● Exercise details:
Write out each line in which the string "React" is present.

● Provided data:
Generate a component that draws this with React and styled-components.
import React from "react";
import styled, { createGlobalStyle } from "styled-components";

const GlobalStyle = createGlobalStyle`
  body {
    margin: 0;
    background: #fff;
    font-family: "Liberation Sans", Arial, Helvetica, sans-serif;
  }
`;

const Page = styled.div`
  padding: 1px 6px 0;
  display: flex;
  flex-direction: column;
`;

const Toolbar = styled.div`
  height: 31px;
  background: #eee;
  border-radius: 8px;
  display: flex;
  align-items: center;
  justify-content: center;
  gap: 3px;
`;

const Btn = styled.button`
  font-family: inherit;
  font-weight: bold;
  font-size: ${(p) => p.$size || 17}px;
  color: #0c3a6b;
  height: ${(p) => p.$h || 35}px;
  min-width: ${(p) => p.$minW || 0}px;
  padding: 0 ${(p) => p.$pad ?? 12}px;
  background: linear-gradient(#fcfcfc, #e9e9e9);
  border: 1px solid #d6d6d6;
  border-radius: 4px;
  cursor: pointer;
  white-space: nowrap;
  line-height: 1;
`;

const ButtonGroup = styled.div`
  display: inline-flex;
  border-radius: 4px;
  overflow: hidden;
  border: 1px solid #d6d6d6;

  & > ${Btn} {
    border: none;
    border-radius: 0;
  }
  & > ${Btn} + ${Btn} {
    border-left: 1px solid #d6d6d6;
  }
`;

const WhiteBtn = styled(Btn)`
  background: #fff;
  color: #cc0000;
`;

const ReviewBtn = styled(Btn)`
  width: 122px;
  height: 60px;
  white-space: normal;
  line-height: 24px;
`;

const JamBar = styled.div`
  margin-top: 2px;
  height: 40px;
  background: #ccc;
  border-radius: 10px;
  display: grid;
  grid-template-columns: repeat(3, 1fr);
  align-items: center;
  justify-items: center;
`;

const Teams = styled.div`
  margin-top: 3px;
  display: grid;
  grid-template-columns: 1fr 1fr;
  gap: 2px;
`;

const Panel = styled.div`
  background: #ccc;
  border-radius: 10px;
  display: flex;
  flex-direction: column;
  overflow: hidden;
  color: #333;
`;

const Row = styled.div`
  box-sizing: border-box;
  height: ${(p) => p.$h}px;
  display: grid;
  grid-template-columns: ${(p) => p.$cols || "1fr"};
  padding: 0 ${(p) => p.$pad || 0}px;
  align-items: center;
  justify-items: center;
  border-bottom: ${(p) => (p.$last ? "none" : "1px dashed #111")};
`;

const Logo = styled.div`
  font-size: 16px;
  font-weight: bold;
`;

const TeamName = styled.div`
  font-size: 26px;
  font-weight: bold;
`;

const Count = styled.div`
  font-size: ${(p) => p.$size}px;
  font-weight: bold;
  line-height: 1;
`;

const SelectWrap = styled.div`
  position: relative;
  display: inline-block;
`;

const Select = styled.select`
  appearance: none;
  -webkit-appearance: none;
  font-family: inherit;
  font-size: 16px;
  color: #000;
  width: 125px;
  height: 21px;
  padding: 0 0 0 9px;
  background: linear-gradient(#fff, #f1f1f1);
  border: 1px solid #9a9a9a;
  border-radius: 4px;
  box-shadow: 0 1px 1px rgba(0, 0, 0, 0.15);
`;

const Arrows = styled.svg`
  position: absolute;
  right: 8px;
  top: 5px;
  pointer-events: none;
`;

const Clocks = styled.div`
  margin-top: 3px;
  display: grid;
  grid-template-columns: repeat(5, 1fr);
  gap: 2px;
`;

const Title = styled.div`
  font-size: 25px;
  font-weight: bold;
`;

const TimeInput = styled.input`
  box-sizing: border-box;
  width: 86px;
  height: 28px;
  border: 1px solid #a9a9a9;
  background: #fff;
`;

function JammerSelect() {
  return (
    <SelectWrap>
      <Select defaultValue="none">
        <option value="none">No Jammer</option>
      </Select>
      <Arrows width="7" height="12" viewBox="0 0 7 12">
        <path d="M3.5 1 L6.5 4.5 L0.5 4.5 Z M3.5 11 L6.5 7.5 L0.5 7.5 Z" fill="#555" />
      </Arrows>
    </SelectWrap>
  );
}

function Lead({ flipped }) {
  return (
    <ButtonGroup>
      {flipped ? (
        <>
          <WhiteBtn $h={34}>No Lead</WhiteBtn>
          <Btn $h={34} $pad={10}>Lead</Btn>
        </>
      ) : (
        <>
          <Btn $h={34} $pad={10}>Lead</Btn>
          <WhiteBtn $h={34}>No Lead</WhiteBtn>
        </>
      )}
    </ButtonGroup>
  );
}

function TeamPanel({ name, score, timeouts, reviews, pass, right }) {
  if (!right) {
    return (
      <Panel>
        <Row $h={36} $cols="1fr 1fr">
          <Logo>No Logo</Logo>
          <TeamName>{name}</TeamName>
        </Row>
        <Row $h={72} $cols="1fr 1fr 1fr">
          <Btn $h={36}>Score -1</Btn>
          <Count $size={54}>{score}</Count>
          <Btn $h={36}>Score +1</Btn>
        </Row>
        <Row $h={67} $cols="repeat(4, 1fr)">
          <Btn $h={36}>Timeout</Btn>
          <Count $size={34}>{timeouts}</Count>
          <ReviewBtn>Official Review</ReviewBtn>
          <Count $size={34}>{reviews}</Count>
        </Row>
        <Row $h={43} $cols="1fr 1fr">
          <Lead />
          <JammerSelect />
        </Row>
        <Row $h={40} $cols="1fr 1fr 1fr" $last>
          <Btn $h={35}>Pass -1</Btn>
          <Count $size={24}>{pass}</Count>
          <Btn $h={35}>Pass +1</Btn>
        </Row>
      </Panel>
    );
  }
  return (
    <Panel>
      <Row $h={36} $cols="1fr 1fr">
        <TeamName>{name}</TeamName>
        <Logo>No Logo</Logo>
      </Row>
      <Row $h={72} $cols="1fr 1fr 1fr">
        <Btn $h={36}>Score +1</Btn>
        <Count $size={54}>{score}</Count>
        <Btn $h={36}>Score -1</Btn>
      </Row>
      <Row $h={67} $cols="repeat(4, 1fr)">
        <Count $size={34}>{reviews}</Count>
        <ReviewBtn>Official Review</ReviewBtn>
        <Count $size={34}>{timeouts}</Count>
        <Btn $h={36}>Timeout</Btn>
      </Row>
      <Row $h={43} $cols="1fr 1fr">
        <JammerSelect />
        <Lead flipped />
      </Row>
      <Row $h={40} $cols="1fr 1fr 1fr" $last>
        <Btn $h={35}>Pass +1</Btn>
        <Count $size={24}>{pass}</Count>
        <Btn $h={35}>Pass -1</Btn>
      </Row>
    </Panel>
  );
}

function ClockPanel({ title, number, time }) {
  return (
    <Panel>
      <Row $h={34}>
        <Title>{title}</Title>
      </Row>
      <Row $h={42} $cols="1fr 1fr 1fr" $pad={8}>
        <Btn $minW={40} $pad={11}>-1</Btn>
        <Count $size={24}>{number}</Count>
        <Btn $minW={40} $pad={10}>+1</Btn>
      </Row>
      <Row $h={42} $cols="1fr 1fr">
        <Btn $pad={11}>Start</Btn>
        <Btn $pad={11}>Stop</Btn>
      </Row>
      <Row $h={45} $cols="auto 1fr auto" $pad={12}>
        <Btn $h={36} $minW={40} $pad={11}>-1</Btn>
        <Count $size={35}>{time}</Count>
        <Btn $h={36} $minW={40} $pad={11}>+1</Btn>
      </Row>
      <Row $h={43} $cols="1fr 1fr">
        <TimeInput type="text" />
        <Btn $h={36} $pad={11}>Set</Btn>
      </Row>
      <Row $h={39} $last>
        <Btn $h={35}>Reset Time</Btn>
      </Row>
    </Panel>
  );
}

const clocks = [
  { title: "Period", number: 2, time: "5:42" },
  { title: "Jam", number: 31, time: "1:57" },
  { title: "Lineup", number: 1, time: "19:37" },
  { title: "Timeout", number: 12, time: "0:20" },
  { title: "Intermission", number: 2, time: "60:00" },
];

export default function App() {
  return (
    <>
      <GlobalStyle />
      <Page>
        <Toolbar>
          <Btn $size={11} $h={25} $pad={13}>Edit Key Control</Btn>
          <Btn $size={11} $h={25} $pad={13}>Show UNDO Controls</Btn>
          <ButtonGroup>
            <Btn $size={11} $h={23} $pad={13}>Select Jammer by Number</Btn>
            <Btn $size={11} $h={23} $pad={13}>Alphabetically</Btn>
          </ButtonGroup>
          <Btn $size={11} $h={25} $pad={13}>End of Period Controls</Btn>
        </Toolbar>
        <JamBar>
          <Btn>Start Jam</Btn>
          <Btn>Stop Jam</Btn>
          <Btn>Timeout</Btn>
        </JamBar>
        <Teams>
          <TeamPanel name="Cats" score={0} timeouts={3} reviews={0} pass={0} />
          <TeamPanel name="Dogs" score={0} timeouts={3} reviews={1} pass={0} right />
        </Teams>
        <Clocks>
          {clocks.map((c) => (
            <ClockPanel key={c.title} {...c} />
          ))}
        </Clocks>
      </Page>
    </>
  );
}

● Full response:
Generate a component that draws this with React and styled-components.
import React from "react";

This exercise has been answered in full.